● MATERIAL PROVIDED
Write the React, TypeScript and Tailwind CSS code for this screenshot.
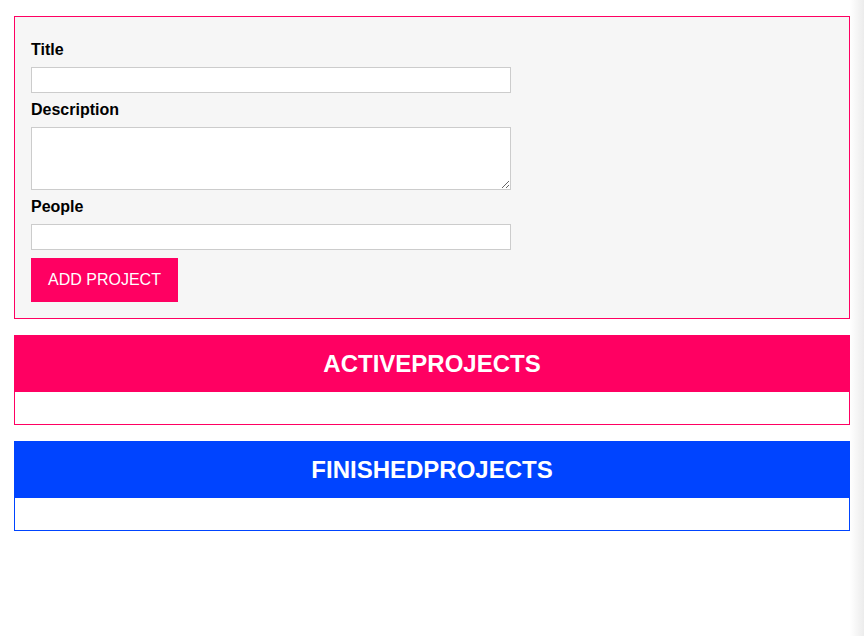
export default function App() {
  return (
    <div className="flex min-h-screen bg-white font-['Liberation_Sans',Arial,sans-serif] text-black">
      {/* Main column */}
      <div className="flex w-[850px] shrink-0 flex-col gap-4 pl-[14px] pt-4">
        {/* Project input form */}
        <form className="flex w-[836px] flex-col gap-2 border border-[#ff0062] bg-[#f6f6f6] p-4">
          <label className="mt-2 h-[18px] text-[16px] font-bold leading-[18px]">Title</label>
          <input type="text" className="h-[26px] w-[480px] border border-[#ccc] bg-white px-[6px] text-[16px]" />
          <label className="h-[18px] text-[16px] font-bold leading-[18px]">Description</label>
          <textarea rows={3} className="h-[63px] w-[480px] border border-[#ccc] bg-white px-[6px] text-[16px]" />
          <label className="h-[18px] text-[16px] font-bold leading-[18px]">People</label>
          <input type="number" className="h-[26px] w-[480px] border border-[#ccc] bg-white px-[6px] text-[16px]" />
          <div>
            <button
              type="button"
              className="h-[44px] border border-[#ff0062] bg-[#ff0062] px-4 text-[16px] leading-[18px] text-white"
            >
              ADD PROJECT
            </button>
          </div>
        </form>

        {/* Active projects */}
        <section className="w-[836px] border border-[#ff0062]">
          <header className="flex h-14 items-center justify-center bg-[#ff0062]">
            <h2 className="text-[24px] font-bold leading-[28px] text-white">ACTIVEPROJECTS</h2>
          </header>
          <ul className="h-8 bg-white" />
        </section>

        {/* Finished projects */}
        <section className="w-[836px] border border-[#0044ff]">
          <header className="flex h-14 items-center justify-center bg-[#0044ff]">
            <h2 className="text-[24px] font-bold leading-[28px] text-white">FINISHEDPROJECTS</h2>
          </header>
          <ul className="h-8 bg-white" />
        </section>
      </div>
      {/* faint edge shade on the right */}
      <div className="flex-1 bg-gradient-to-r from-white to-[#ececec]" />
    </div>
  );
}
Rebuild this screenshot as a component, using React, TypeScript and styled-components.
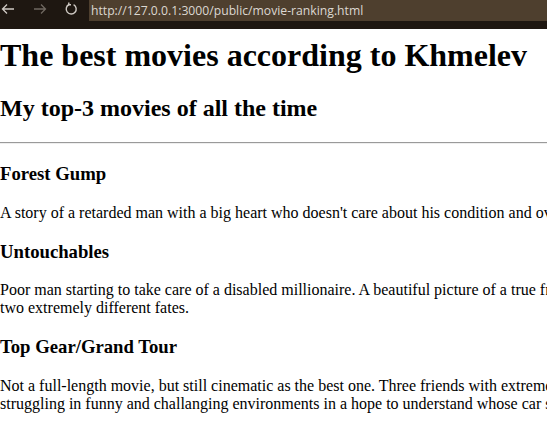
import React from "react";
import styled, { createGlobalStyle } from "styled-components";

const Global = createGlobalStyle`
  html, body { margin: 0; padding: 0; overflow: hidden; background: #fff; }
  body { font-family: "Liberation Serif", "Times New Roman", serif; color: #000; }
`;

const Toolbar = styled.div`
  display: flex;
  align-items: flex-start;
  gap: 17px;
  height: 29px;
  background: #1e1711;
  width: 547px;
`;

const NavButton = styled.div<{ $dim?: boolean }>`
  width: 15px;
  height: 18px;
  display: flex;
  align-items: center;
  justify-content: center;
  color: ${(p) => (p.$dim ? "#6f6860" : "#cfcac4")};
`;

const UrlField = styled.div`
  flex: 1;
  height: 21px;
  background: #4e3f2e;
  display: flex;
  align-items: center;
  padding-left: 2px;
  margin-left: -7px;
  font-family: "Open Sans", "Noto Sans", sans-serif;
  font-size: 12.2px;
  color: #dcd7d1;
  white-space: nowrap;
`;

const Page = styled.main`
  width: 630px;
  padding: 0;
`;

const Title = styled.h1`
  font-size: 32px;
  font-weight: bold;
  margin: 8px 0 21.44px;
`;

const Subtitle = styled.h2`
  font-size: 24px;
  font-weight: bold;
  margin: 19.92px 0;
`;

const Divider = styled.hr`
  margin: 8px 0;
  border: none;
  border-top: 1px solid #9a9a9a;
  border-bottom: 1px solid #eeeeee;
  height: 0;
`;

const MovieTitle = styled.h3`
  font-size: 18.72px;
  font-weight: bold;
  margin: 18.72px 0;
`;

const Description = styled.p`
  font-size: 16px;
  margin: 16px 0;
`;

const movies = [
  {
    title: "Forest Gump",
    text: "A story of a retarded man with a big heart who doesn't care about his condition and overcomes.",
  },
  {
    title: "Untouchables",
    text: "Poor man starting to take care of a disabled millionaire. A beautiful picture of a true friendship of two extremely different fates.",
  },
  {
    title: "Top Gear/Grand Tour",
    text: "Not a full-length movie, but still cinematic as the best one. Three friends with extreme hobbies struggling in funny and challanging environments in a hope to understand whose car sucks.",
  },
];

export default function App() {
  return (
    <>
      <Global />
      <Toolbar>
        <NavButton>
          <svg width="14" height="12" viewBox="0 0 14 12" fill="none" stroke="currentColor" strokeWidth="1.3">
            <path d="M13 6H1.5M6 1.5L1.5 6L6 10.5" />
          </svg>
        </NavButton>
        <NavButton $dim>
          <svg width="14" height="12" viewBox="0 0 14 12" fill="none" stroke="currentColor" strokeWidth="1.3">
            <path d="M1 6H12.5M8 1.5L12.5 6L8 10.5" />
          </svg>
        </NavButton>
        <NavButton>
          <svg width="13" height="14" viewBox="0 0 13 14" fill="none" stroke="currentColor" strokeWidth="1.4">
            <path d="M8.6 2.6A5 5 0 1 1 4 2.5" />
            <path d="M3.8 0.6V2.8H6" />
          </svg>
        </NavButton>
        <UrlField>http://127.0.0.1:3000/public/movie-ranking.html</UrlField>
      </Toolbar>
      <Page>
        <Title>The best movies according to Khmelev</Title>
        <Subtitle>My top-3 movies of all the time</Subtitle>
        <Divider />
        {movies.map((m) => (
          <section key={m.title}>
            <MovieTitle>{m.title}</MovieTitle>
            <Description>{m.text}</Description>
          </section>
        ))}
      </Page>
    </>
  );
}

● EXERCISE GOAL
In this exercise, set down all of the data exactly, without the pictures.

● FINISHED ANSWER
Write the React, TypeScript and Tailwind CSS code for this screenshot.
export default function App() {
  return (
    <div className="flex min-h-screen bg-white font-['Liberation_Sans',Arial,sans-serif] text-black">
      {/* Main column */}
      <div className="flex w-[850px] shrink-0 flex-col gap-4 pl-[14px] pt-4">
        {/* Project input form */}
        <form className="flex w-[836px] flex-col gap-2 border border-[#ff0062] bg-[#f6f6f6] p-4">
          <label className="mt-2 h-[18px] text-[16px] font-bold leading-[18px]">Title</label>
          <input type="text" className="h-[26px] w-[480px] border border-[#ccc] bg-white px-[6px] text-[16px]" />
          <label className="h-[18px] text-[16px] font-bold leading-[18px]">Description</label>
          <textarea rows={3} className="h-[63px] w-[480px] border border-[#ccc] bg-white px-[6px] text-[16px]" />
          <label className="h-[18px] text-[16px] font-bold leading-[18px]">People</label>
          <input type="number" className="h-[26px] w-[480px] border border-[#ccc] bg-white px-[6px] text-[16px]" />
          <div>
            <button
              type="button"
              className="h-[44px] border border-[#ff0062] bg-[#ff0062] px-4 text-[16px] leading-[18px] text-white"
            >
              ADD PROJECT
            </button>
          </div>
        </form>

        {/* Active projects */}
        <section className="w-[836px] border border-[#ff0062]">
          <header className="flex h-14 items-center justify-center bg-[#ff0062]">
            <h2 className="text-[24px] font-bold leading-[28px] text-white">ACTIVEPROJECTS</h2>
          </header>
          <ul className="h-8 bg-white" />
        </section>

        {/* Finished projects */}
        <section className="w-[836px] border border-[#0044ff]">
          <header className="flex h-14 items-center justify-center bg-[#0044ff]">
            <h2 className="text-[24px] font-bold leading-[28px] text-white">FINISHEDPROJECTS</h2>
          </header>
          <ul className="h-8 bg-white" />
        </section>
      </div>
      {/* faint edge shade on the right */}
      <div className="flex-1 bg-gradient-to-r from-white to-[#ececec]" />
    </div>
  );
}
Rebuild this screenshot as a component, using React, TypeScript and styled-components.
import React from "react";
import styled, { createGlobalStyle } from "styled-components";

const Global = createGlobalStyle`
  html, body { margin: 0; padding: 0; overflow: hidden; background: #fff; }
  body { font-family: "Liberation Serif", "Times New Roman", serif; color: #000; }
`;

const Toolbar = styled.div`
  display: flex;
  align-items: flex-start;
  gap: 17px;
  height: 29px;
  background: #1e1711;
  width: 547px;
`;

const NavButton = styled.div<{ $dim?: boolean }>`
  width: 15px;
  height: 18px;
  display: flex;
  align-items: center;
  justify-content: center;
  color: ${(p) => (p.$dim ? "#6f6860" : "#cfcac4")};
`;

const UrlField = styled.div`
  flex: 1;
  height: 21px;
  background: #4e3f2e;
  display: flex;
  align-items: center;
  padding-left: 2px;
  margin-left: -7px;
  font-family: "Open Sans", "Noto Sans", sans-serif;
  font-size: 12.2px;
  color: #dcd7d1;
  white-space: nowrap;
`;

const Page = styled.main`
  width: 630px;
  padding: 0;
`;

const Title = styled.h1`
  font-size: 32px;
  font-weight: bold;
  margin: 8px 0 21.44px;
`;

const Subtitle = styled.h2`
  font-size: 24px;
  font-weight: bold;
  margin: 19.92px 0;
`;

const Divider = styled.hr`
  margin: 8px 0;
  border: none;
  border-top: 1px solid #9a9a9a;
  border-bottom: 1px solid #eeeeee;
  height: 0;
`;

const MovieTitle = styled.h3`
  font-size: 18.72px;
  font-weight: bold;
  margin: 18.72px 0;
`;

const Description = styled.p`
  font-size: 16px;
  margin: 16px 0;
`;

const movies = [
  {
    title: "Forest Gump",
    text: "A story of a retarded man with a big heart who doesn't care about his condition and overcomes.",
  },
  {
    title: "Untouchables",
    text: "Poor man starting to take care of a disabled millionaire. A beautiful picture of a true friendship of two extremely different fates.",
  },
  {
    title: "Top Gear/Grand Tour",
    text: "Not a full-length movie, but still cinematic as the best one. Three friends with extreme hobbies struggling in funny and challanging environments in a hope to understand whose car sucks.",
  },
];

export default function App() {
  return (
    <>
      <Global />
      <Toolbar>
        <NavButton>
          <svg width="14" height="12" viewBox="0 0 14 12" fill="none" stroke="currentColor" strokeWidth="1.3">
            <path d="M13 6H1.5M6 1.5L1.5 6L6 10.5" />
          </svg>
        </NavButton>
        <NavButton $dim>
          <svg width="14" height="12" viewBox="0 0 14 12" fill="none" stroke="currentColor" strokeWidth="1.3">
            <path d="M1 6H12.5M8 1.5L12.5 6L8 10.5" />
          </svg>
        </NavButton>
        <NavButton>
          <svg width="13" height="14" viewBox="0 0 13 14" fill="none" stroke="currentColor" strokeWidth="1.4">
            <path d="M8.6 2.6A5 5 0 1 1 4 2.5" />
            <path d="M3.8 0.6V2.8H6" />
          </svg>
        </NavButton>
        <UrlField>http://127.0.0.1:3000/public/movie-ranking.html</UrlField>
      </Toolbar>
      <Page>
        <Title>The best movies according to Khmelev</Title>
        <Subtitle>My top-3 movies of all the time</Subtitle>
        <Divider />
        {movies.map((m) => (
          <section key={m.title}>
            <MovieTitle>{m.title}</MovieTitle>
            <Description>{m.text}</Description>
          </section>
        ))}
      </Page>
    </>
  );
}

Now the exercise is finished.